Background: The establishment of a rationale for therapeutic drug monitoring for mycophenolic acid (MPA) and outlining a therapeutic window remains a challenging task in renal transplantation. Furthermore, the pharmacokinetic characteristics of free and total MPA and its glucuronides depend directly or indirectly on graft function and the type of co-administered calcineurin-inhibitor.
Methods: The authors conducted a prospective 12-month multicenter pharmacokinetic study on MPA (MPA, free MPA, free fraction MPA) and its metabolites (MPAG, Acyl-MPAG). The aim of this study was to examine the long-term pharmacokinetic characteristics of MMF when combined with tacrolimus in renal allograft recipients and to identify a possible relationship between these pharmacokinetic parameters and clinical outcome parameters.

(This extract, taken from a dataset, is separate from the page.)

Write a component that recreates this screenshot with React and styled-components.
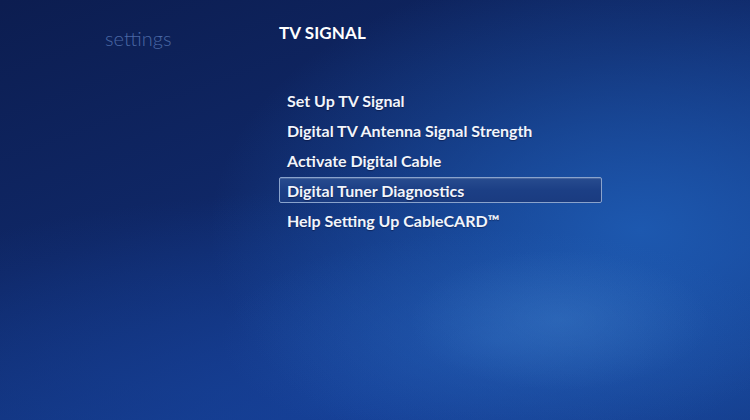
import React from "react";
import styled, { createGlobalStyle } from "styled-components";

const Global = createGlobalStyle`
  html, body { margin: 0; padding: 0; background: #0d1f52; }
  * { box-sizing: border-box; }
`;

const Screen = styled.div`
  width: 750px;
  height: 420px;
  overflow: hidden;
  display: flex;
  font-family: Lato, "Open Sans", sans-serif;
  background:
    radial-gradient(ellipse 150px 70px at 560px 320px, rgba(75, 140, 210, 0.28), rgba(75, 140, 210, 0) 100%),
    radial-gradient(ellipse 280px 110px at 500px 340px, rgba(50, 115, 200, 0.3), rgba(50, 115, 200, 0) 100%),
    radial-gradient(ellipse 430px 270px at 640px 230px, rgba(30, 92, 180, 0.9), rgba(30, 92, 180, 0) 100%),
    radial-gradient(ellipse 620px 220px at 360px 410px, rgba(22, 66, 155, 0.75), rgba(22, 66, 155, 0) 100%),
    linear-gradient(160deg, #0c1d50 0%, #0f2766 40%, #143a8a 75%, #12347e 100%);
`;

const Side = styled.div`
  width: 279px;
  padding: 26px 0 0 105px;
  flex-shrink: 0;
`;

const SideLabel = styled.div`
  font-weight: 300;
  font-size: 20px;
  line-height: 24px;
  color: #4a67a4;
`;

const Main = styled.div`
  display: flex;
  flex-direction: column;
  padding-top: 22px;
  width: 323px;
`;

const Title = styled.h1`
  margin: 0;
  font-weight: 700;
  font-size: 17px;
  line-height: 22px;
  color: #ffffff;
  letter-spacing: 0.1px;
`;

const Menu = styled.ul`
  list-style: none;
  margin: 43px 0 0;
  padding: 0;
  display: flex;
  flex-direction: column;
  gap: 4px;
`;

const Item = styled.li`
  height: 26px;
  display: flex;
  align-items: center;
  padding: 0 0 0 7px;
  font-weight: 700;
  font-size: 16px;
  color: #f2f5fb;
  border-radius: 2px;
  border: 1.5px solid ${(p) => (p.$active ? "#8aa3cc" : "transparent")};
  background: ${(p) =>
    p.$active
      ? "linear-gradient(180deg, #284c8f 0%, #1c3f85 50%, #1a3b80 100%)"
      : "transparent"};
  box-shadow: ${(p) => (p.$active ? "inset 0 1px 0 rgba(255,255,255,0.15)" : "none")};
  text-shadow: 0 1px 1px rgba(0, 0, 30, 0.4);
`;

const items = [
  "Set Up TV Signal",
  "Digital TV Antenna Signal Strength",
  "Activate Digital Cable",
  "Digital Tuner Diagnostics",
  "Help Setting Up CableCARD™",
];

export default function App() {
  return (
    <>
      <Global />
      <Screen>
        <Side>
          <SideLabel>settings</SideLabel>
        </Side>
        <Main>
          <Title>TV SIGNAL</Title>
          <Menu>
            {items.map((t, i) => (
              <Item key={t} $active={i === 3}>
                {t}
              </Item>
            ))}
          </Menu>
        </Main>
      </Screen>
    </>
  );
}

Results: They have demonstrated that in renal transplant recipients MPA, free MPA, Acyl-MPAG and MPAG have a particular pharmacokinetic profile when combined with tacrolimus which differs from the combination with CsA. They could not establish a relationship between pre-dose trough concentration of MPA and its metabolites and clinical efficacy endpoints and drug-related adverse events, except for anemia.
Conclusions: These findings suggest that trough plasma concentration monitoring of MPA and its metabolites might not provide a useful clinical tool for guiding MMF dose adjustments to avoid drug-related toxicity. More extensive pharmacokinetic measurements like area under the concentration curves might be necessary for routine therapeutic drug monitoring of MMF.